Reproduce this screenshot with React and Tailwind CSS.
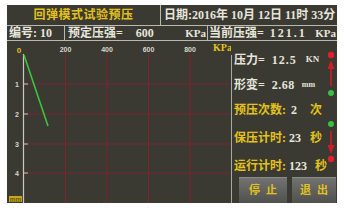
const cjk = { fontFamily: '"Liberation Serif", "Noto Sans CJK SC", serif' };

function Chart() {
  const xs = [58.5, 100, 141.5, 183];
  const ys = [43, 73, 103, 132];
  return (
    <svg width="224" height="162" viewBox="0 0 224 162" className="block">
      {xs.map((x) => (
        <line key={x} x1={x} y1="12" x2={x} y2="162" stroke="#7a2630" strokeWidth="1.2" />
      ))}
      {ys.map((y) => (
        <line key={y} x1="17" y1={y} x2="224" y2={y} stroke="#7a2630" strokeWidth="1.2" />
      ))}
      <line x1="16.5" y1="13" x2="16.5" y2="162" stroke="#c9c9c0" strokeWidth="1.2" />
      {ys.map((y, i) => (
        <g key={"t" + y}>
          <line x1="17" y1={y} x2="21" y2={y} stroke="#c9c9c0" strokeWidth="1" />
          <text x="10" y={y + 2.5} fontSize="7" fontWeight="bold" fill="#d6d6cc" textAnchor="middle" fontFamily="Liberation Sans, sans-serif">
            {i + 1}
          </text>
        </g>
      ))}
      {[200, 400, 600, 800].map((v, i) => (
        <text key={v} x={xs[i]} y="11" fontSize="7" fontWeight="bold" fill="#d6d6cc" textAnchor="middle" fontFamily="Liberation Sans, sans-serif">
          {v}
        </text>
      ))}
      <text x="12" y="12" fontSize="8" fontWeight="bold" fill="#e0c020" textAnchor="middle" fontFamily="Liberation Sans, sans-serif">0</text>
      <text x="206" y="10" fontSize="10" fontWeight="bold" fill="#e6c31c" fontFamily="Liberation Serif, serif">KPa</text>
      <line x1="17" y1="14" x2="41" y2="85" stroke="#3cc43f" strokeWidth="1.6" />
      <rect x="2" y="155" width="13" height="6" fill="#c8a81a" />
      <text x="8.5" y="160.5" fontSize="6.5" fontWeight="bold" fill="#6a5a10" textAnchor="middle" fontFamily="Liberation Sans, sans-serif">mm</text>
    </svg>
  );
}

// red/green status markers down the right edge of the panel
function Indicators() {
  return (
    <svg width="12" height="135" viewBox="0 0 12 135" className="block">
      <circle cx="6" cy="14" r="3.2" fill="#e0202a" />
      <line x1="6" y1="24" x2="6" y2="45" stroke="#d01c26" strokeWidth="1.6" />
      <polygon points="6,19 2.5,28 9.5,28" fill="#d01c26" />
      <circle cx="6" cy="52" r="3" fill="#35c23c" />
      <circle cx="6" cy="83" r="3" fill="#35c23c" />
      <line x1="6" y1="90" x2="6" y2="108" stroke="#d01c26" strokeWidth="1.6" />
      <polygon points="6,113 2.5,104 9.5,104" fill="#d01c26" />
      <circle cx="6" cy="118" r="3.2" fill="#e0202a" />
    </svg>
  );
}

function Btn({ label, w }) {
  return (
    <div
      className={`${w} h-[26px] flex items-center justify-center text-[11px] font-bold text-[#e2c21e] tracking-[6px] pl-[6px] bg-gradient-to-b from-[#727270] to-[#50504d] border-t border-[#8a8a86]`}
      style={cjk}
    >
      {label}
    </div>
  );
}

export default function App() {
  return (
    <div className="w-[344px] h-[210px] bg-white pt-[5px] pl-[7px] overflow-hidden">
      <div className="w-[330px] h-[198px] bg-[#3a3932] flex flex-col text-[#e6e6dc]" style={cjk}>
        <div className="h-[21px] flex border-b border-[#b9b9b0]">
          <div className="w-[154px] flex items-center justify-center border-r border-[#b9b9b0] text-[12px] font-bold text-[#e3c21c] tracking-[0.5px]">
            回弹模式试验预压
          </div>
          <div className="flex-1 flex items-center pl-[3px] text-[12px] font-bold whitespace-nowrap">
            日期:2016年 10月 12日 11时 33分
          </div>
        </div>
        <div className="h-[15px] flex border-b border-[#b9b9b0] text-[12px] font-bold whitespace-nowrap">
          <div className="w-[58px] flex items-center pl-[2px] border-r border-[#b9b9b0]">编号: 10</div>
          <div className="w-[143px] flex items-center justify-between pl-[3px] pr-[1px] border-r border-[#b9b9b0]">
            <span>
              预定压强=<span className="ml-[13px]">600</span>
            </span>
            <span className="text-[11px]">KPa</span>
          </div>
          <div className="flex-1 flex items-center justify-between pl-[1px] pr-[1px]">
            <span>
              当前压强=<span className="ml-[6px] tracking-[2px]">121.1</span>
            </span>
            <span className="text-[11px]">KPa</span>
          </div>
        </div>
        <div className="flex-1 flex">
          <div className="w-[224px]">
            <Chart />
          </div>
          <div className="flex-1 flex flex-col relative">
            <div className="h-[14px]"></div>
            <div className="flex-1 flex flex-col border-l border-[#a9a9a0] text-[12px] font-bold whitespace-nowrap">
              <div className="h-[10px] flex items-center pl-[2px]">
                压力=<span className="ml-[7px] tracking-[1px]">12.5</span>
                <span className="ml-[9px] text-[9px]">KN</span>
              </div>
              <div className="h-[10px] mt-[15px] flex items-center pl-[2px]">
                形变=<span className="ml-[7px] tracking-[0.5px]">2.68</span>
                <span className="ml-[7px] text-[8px]">mm</span>
              </div>
              <div className="h-[10px] mt-[15px] flex items-center pl-[2px] text-[#e3c21c]">
                预压次数:<span className="ml-[5px] text-[#e6e6dc]">2</span>
                <span className="ml-[13px]">次</span>
              </div>
              <div className="h-[10px] mt-[18px] flex items-center pl-[2px] text-[#e3c21c]">
                保压计时:<span className="ml-[3px] text-[#e6e6dc]">23</span>
                <span className="ml-[9px]">秒</span>
              </div>
              <div className="h-[10px] mt-[18px] flex items-center pl-[2px] text-[#e3c21c]">
                运行计时:<span className="ml-[3px] text-[#e6e6dc]">123</span>
                <span className="ml-[8px]">秒</span>
              </div>
              <div className="mt-auto flex gap-[5px] pl-[7px]">
                <Btn label="停止" w="w-[48px]" />
                <Btn label="退出" w="w-[44px]" />
              </div>
            </div>
            <div className="absolute top-0 right-0">
              <Indicators />
            </div>
          </div>
        </div>
      </div>
    </div>
  );
}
○ ○ ○ ○ ○ ○ ○
## Problem details
The pictures should not be reproduced; quote all of the other material exactly.

## Finished answer
Reproduce this screenshot with React and Tailwind CSS.
const cjk = { fontFamily: '"Liberation Serif", "Noto Sans CJK SC", serif' };

function Chart() {
  const xs = [58.5, 100, 141.5, 183];
  const ys = [43, 73, 103, 132];
  return (
    <svg width="224" height="162" viewBox="0 0 224 162" className="block">
      {xs.map((x) => (
        <line key={x} x1={x} y1="12" x2={x} y2="162" stroke="#7a2630" strokeWidth="1.2" />
      ))}
      {ys.map((y) => (
        <line key={y} x1="17" y1={y} x2="224" y2={y} stroke="#7a2630" strokeWidth="1.2" />
      ))}
      <line x1="16.5" y1="13" x2="16.5" y2="162" stroke="#c9c9c0" strokeWidth="1.2" />
      {ys.map((y, i) => (
        <g key={"t" + y}>
          <line x1="17" y1={y} x2="21" y2={y} stroke="#c9c9c0" strokeWidth="1" />
          <text x="10" y={y + 2.5} fontSize="7" fontWeight="bold" fill="#d6d6cc" textAnchor="middle" fontFamily="Liberation Sans, sans-serif">
            {i + 1}
          </text>
        </g>
      ))}
      {[200, 400, 600, 800].map((v, i) => (
        <text key={v} x={xs[i]} y="11" fontSize="7" fontWeight="bold" fill="#d6d6cc" textAnchor="middle" fontFamily="Liberation Sans, sans-serif">
          {v}
        </text>
      ))}
      <text x="12" y="12" fontSize="8" fontWeight="bold" fill="#e0c020" textAnchor="middle" fontFamily="Liberation Sans, sans-serif">0</text>
      <text x="206" y="10" fontSize="10" fontWeight="bold" fill="#e6c31c" fontFamily="Liberation Serif, serif">KPa</text>
      <line x1="17" y1="14" x2="41" y2="85" stroke="#3cc43f" strokeWidth="1.6" />
      <rect x="2" y="155" width="13" height="6" fill="#c8a81a" />
      <text x="8.5" y="160.5" fontSize="6.5" fontWeight="bold" fill="#6a5a10" textAnchor="middle" fontFamily="Liberation Sans, sans-serif">mm</text>
    </svg>
  );
}

// red/green status markers down the right edge of the panel
function Indicators() {
  return (
    <svg width="12" height="135" viewBox="0 0 12 135" className="block">
      <circle cx="6" cy="14" r="3.2" fill="#e0202a" />
      <line x1="6" y1="24" x2="6" y2="45" stroke="#d01c26" strokeWidth="1.6" />
      <polygon points="6,19 2.5,28 9.5,28" fill="#d01c26" />
      <circle cx="6" cy="52" r="3" fill="#35c23c" />
      <circle cx="6" cy="83" r="3" fill="#35c23c" />
      <line x1="6" y1="90" x2="6" y2="108" stroke="#d01c26" strokeWidth="1.6" />
      <polygon points="6,113 2.5,104 9.5,104" fill="#d01c26" />
      <circle cx="6" cy="118" r="3.2" fill="#e0202a" />
    </svg>
  );
}

function Btn({ label, w }) {
  return (
    <div
      className={`${w} h-[26px] flex items-center justify-center text-[11px] font-bold text-[#e2c21e] tracking-[6px] pl-[6px] bg-gradient-to-b from-[#727270] to-[#50504d] border-t border-[#8a8a86]`}
      style={cjk}
    >
      {label}
    </div>
  );
}

export default function App() {
  return (
    <div className="w-[344px] h-[210px] bg-white pt-[5px] pl-[7px] overflow-hidden">
      <div className="w-[330px] h-[198px] bg-[#3a3932] flex flex-col text-[#e6e6dc]" style={cjk}>
        <div className="h-[21px] flex border-b border-[#b9b9b0]">
          <div className="w-[154px] flex items-center justify-center border-r border-[#b9b9b0] text-[12px] font-bold text-[#e3c21c] tracking-[0.5px]">
            回弹模式试验预压
          </div>
          <div className="flex-1 flex items-center pl-[3px] text-[12px] font-bold whitespace-nowrap">
            日期:2016年 10月 12日 11时 33分
          </div>
        </div>
        <div className="h-[15px] flex border-b border-[#b9b9b0] text-[12px] font-bold whitespace-nowrap">
          <div className="w-[58px] flex items-center pl-[2px] border-r border-[#b9b9b0]">编号: 10</div>
          <div className="w-[143px] flex items-center justify-between pl-[3px] pr-[1px] border-r border-[#b9b9b0]">
            <span>
              预定压强=<span className="ml-[13px]">600</span>
            </span>
            <span className="text-[11px]">KPa</span>
          </div>
          <div className="flex-1 flex items-center justify-between pl-[1px] pr-[1px]">
            <span>
              当前压强=<span className="ml-[6px] tracking-[2px]">121.1</span>
            </span>
            <span className="text-[11px]">KPa</span>
          </div>
        </div>
        <div className="flex-1 flex">
          <div className="w-[224px]">
            <Chart />
          </div>
          <div className="flex-1 flex flex-col relative">
            <div className="h-[14px]"></div>
            <div className="flex-1 flex flex-col border-l border-[#a9a9a0] text-[12px] font-bold whitespace-nowrap">
              <div className="h-[10px] flex items-center pl-[2px]">
                压力=<span className="ml-[7px] tracking-[1px]">12.5</span>
                <span className="ml-[9px] text-[9px]">KN</span>
              </div>
              <div className="h-[10px] mt-[15px] flex items-center pl-[2px]">
                形变=<span className="ml-[7px] tracking-[0.5px]">2.68</span>
                <span className="ml-[7px] text-[8px]">mm</span>
              </div>
              <div className="h-[10px] mt-[15px] flex items-center pl-[2px] text-[#e3c21c]">
                预压次数:<span className="ml-[5px] text-[#e6e6dc]">2</span>
                <span className="ml-[13px]">次</span>
              </div>
              <div className="h-[10px] mt-[18px] flex items-center pl-[2px] text-[#e3c21c]">
                保压计时:<span className="ml-[3px] text-[#e6e6dc]">23</span>
                <span className="ml-[9px]">秒</span>
              </div>
              <div className="h-[10px] mt-[18px] flex items-center pl-[2px] text-[#e3c21c]">
                运行计时:<span className="ml-[3px] text-[#e6e6dc]">123</span>
                <span className="ml-[8px]">秒</span>
              </div>
              <div className="mt-auto flex gap-[5px] pl-[7px]">
                <Btn label="停止" w="w-[48px]" />
                <Btn label="退出" w="w-[44px]" />
              </div>
            </div>
            <div className="absolute top-0 right-0">
              <Indicators />
            </div>
          </div>
        </div>
      </div>
    </div>
  );
}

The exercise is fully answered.